> TASK DESCRIPTION: Repeat the material verbatim and drop the pictures.

> SUPPLIED DATA:
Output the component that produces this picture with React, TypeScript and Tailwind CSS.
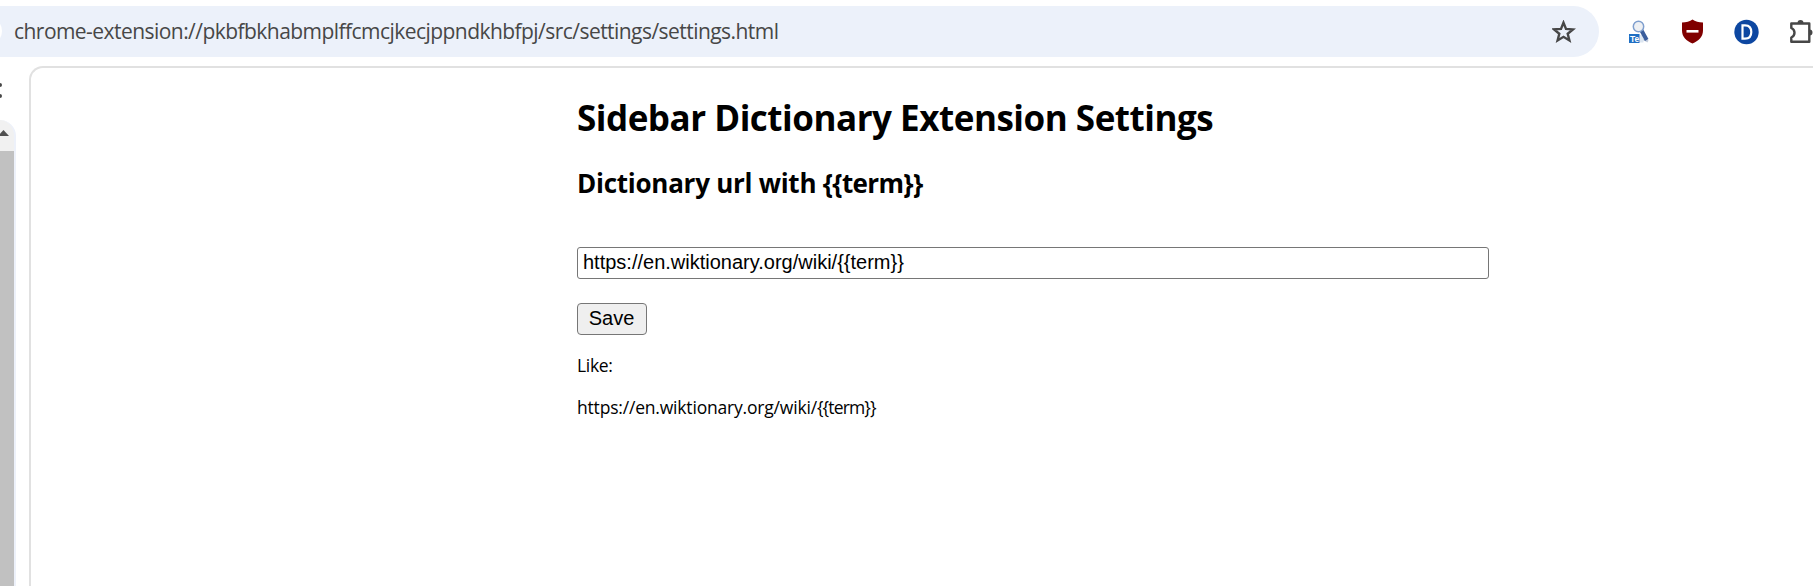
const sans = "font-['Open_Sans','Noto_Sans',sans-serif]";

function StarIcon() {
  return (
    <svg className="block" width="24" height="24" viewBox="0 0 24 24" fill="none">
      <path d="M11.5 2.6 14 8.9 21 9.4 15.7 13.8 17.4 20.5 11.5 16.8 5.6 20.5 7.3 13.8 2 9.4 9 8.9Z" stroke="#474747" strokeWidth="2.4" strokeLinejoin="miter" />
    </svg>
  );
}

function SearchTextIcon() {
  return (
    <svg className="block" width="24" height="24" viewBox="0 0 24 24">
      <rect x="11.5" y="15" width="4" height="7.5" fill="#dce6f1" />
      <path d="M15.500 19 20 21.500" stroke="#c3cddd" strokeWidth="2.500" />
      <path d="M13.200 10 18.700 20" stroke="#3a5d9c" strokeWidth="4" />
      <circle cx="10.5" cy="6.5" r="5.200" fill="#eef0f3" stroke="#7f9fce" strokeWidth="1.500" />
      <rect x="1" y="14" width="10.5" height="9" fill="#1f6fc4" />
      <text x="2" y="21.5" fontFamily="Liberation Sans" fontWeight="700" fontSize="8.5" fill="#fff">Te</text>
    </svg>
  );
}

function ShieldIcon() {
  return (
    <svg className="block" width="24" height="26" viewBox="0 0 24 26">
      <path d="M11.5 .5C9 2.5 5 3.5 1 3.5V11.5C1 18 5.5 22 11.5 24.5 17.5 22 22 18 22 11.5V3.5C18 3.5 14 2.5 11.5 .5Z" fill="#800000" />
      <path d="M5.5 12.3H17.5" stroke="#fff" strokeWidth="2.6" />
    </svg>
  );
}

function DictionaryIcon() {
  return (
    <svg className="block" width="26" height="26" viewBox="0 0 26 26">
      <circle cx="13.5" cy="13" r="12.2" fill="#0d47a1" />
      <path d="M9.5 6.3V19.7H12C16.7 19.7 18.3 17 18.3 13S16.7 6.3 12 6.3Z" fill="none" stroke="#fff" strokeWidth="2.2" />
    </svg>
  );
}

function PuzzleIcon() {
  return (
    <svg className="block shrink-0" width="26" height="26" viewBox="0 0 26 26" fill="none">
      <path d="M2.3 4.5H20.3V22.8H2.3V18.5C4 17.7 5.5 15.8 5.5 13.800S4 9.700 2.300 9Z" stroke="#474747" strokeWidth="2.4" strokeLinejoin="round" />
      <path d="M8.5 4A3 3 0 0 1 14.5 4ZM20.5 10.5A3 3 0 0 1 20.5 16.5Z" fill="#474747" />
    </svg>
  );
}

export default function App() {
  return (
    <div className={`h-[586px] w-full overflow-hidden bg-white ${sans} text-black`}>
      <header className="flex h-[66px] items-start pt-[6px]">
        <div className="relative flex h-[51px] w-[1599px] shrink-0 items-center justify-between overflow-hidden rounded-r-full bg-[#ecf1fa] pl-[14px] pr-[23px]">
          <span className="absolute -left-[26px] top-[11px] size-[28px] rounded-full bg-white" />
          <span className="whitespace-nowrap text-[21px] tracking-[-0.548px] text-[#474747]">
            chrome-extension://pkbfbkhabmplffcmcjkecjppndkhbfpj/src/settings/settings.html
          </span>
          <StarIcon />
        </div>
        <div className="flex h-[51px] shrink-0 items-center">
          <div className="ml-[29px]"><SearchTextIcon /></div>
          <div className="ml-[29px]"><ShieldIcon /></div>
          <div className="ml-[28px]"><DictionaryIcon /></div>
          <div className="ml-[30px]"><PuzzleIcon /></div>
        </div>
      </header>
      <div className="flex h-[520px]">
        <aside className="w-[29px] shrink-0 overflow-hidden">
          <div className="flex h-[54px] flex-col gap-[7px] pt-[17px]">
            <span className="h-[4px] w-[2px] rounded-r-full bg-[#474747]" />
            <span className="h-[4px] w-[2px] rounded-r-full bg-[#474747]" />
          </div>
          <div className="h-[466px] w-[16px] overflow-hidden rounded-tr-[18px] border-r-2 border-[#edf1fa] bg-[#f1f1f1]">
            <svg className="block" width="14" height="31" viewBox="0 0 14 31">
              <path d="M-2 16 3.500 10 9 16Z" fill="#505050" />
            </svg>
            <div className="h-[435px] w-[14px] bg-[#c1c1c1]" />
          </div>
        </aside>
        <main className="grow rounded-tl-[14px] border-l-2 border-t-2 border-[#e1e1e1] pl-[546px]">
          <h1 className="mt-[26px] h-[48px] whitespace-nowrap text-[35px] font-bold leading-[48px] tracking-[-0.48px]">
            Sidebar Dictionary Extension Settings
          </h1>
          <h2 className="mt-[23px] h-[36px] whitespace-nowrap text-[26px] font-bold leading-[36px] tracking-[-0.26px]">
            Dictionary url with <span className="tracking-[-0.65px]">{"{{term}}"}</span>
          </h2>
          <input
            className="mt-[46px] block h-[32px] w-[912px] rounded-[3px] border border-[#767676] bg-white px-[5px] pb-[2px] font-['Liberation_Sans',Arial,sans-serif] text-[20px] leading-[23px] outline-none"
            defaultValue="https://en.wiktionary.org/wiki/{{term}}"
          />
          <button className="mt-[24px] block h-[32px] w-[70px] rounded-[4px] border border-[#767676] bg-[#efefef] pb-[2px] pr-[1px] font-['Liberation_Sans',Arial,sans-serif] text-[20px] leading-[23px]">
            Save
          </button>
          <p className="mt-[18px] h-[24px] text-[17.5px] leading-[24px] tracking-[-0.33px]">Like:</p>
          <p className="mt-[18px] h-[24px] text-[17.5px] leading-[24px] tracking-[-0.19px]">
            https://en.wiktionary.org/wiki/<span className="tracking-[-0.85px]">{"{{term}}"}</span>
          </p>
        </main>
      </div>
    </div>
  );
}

> WRITTEN SOLUTION:
Output the component that produces this picture with React, TypeScript and Tailwind CSS.
const sans = "font-['Open_Sans','Noto_Sans',sans-serif]";

function StarIcon() {
  return (
    <svg className="block" width="24" height="24" viewBox="0 0 24 24" fill="none">
      <path d="M11.5 2.6 14 8.9 21 9.4 15.7 13.8 17.4 20.5 11.5 16.8 5.6 20.5 7.3 13.8 2 9.4 9 8.9Z" stroke="#474747" strokeWidth="2.4" strokeLinejoin="miter" />
    </svg>
  );
}

function SearchTextIcon() {
  return (
    <svg className="block" width="24" height="24" viewBox="0 0 24 24">
      <rect x="11.5" y="15" width="4" height="7.5" fill="#dce6f1" />
      <path d="M15.500 19 20 21.500" stroke="#c3cddd" strokeWidth="2.500" />
      <path d="M13.200 10 18.700 20" stroke="#3a5d9c" strokeWidth="4" />
      <circle cx="10.5" cy="6.5" r="5.200" fill="#eef0f3" stroke="#7f9fce" strokeWidth="1.500" />
      <rect x="1" y="14" width="10.5" height="9" fill="#1f6fc4" />
      <text x="2" y="21.5" fontFamily="Liberation Sans" fontWeight="700" fontSize="8.5" fill="#fff">Te</text>
    </svg>
  );
}

function ShieldIcon() {
  return (
    <svg className="block" width="24" height="26" viewBox="0 0 24 26">
      <path d="M11.5 .5C9 2.5 5 3.5 1 3.5V11.5C1 18 5.5 22 11.5 24.5 17.5 22 22 18 22 11.5V3.5C18 3.5 14 2.5 11.5 .5Z" fill="#800000" />
      <path d="M5.5 12.3H17.5" stroke="#fff" strokeWidth="2.6" />
    </svg>
  );
}

function DictionaryIcon() {
  return (
    <svg className="block" width="26" height="26" viewBox="0 0 26 26">
      <circle cx="13.5" cy="13" r="12.2" fill="#0d47a1" />
      <path d="M9.5 6.3V19.7H12C16.7 19.7 18.3 17 18.3 13S16.7 6.3 12 6.3Z" fill="none" stroke="#fff" strokeWidth="2.2" />
    </svg>
  );
}

function PuzzleIcon() {
  return (
    <svg className="block shrink-0" width="26" height="26" viewBox="0 0 26 26" fill="none">
      <path d="M2.3 4.5H20.3V22.8H2.3V18.5C4 17.7 5.5 15.8 5.5 13.800S4 9.700 2.300 9Z" stroke="#474747" strokeWidth="2.4" strokeLinejoin="round" />
      <path d="M8.5 4A3 3 0 0 1 14.5 4ZM20.5 10.5A3 3 0 0 1 20.5 16.5Z" fill="#474747" />
    </svg>
  );
}

export default function App() {
  return (
    <div className={`h-[586px] w-full overflow-hidden bg-white ${sans} text-black`}>
      <header className="flex h-[66px] items-start pt-[6px]">
        <div className="relative flex h-[51px] w-[1599px] shrink-0 items-center justify-between overflow-hidden rounded-r-full bg-[#ecf1fa] pl-[14px] pr-[23px]">
          <span className="absolute -left-[26px] top-[11px] size-[28px] rounded-full bg-white" />
          <span className="whitespace-nowrap text-[21px] tracking-[-0.548px] text-[#474747]">
            chrome-extension://pkbfbkhabmplffcmcjkecjppndkhbfpj/src/settings/settings.html
          </span>
          <StarIcon />
        </div>
        <div className="flex h-[51px] shrink-0 items-center">
          <div className="ml-[29px]"><SearchTextIcon /></div>
          <div className="ml-[29px]"><ShieldIcon /></div>
          <div className="ml-[28px]"><DictionaryIcon /></div>
          <div className="ml-[30px]"><PuzzleIcon /></div>
        </div>
      </header>
      <div className="flex h-[520px]">
        <aside className="w-[29px] shrink-0 overflow-hidden">
          <div className="flex h-[54px] flex-col gap-[7px] pt-[17px]">
            <span className="h-[4px] w-[2px] rounded-r-full bg-[#474747]" />
            <span className="h-[4px] w-[2px] rounded-r-full bg-[#474747]" />
          </div>
          <div className="h-[466px] w-[16px] overflow-hidden rounded-tr-[18px] border-r-2 border-[#edf1fa] bg-[#f1f1f1]">
            <svg className="block" width="14" height="31" viewBox="0 0 14 31">
              <path d="M-2 16 3.500 10 9 16Z" fill="#505050" />
            </svg>
            <div className="h-[435px] w-[14px] bg-[#c1c1c1]" />
          </div>
        </aside>
        <main className="grow rounded-tl-[14px] border-l-2 border-t-2 border-[#e1e1e1] pl-[546px]">
          <h1 className="mt-[26px] h-[48px] whitespace-nowrap text-[35px] font-bold leading-[48px] tracking-[-0.48px]">
            Sidebar Dictionary Extension Settings
          </h1>
          <h2 className="mt-[23px] h-[36px] whitespace-nowrap text-[26px] font-bold leading-[36px] tracking-[-0.26px]">
            Dictionary url with <span className="tracking-[-0.65px]">{"{{term}}"}</span>
          </h2>
          <input
            className="mt-[46px] block h-[32px] w-[912px] rounded-[3px] border border-[#767676] bg-white px-[5px] pb-[2px] font-['Liberation_Sans',Arial,sans-serif] text-[20px] leading-[23px] outline-none"
            defaultValue="https://en.wiktionary.org/wiki/{{term}}"
          />
          <button className="mt-[24px] block h-[32px] w-[70px] rounded-[4px] border border-[#767676] bg-[#efefef] pb-[2px] pr-[1px] font-['Liberation_Sans',Arial,sans-serif] text-[20px] leading-[23px]">
            Save
          </button>
          <p className="mt-[18px] h-[24px] text-[17.5px] leading-[24px] tracking-[-0.33px]">Like:</p>
          <p className="mt-[18px] h-[24px] text-[17.5px] leading-[24px] tracking-[-0.19px]">
            https://en.wiktionary.org/wiki/<span className="tracking-[-0.85px]">{"{{term}}"}</span>
          </p>
        </main>
      </div>
    </div>
  );
}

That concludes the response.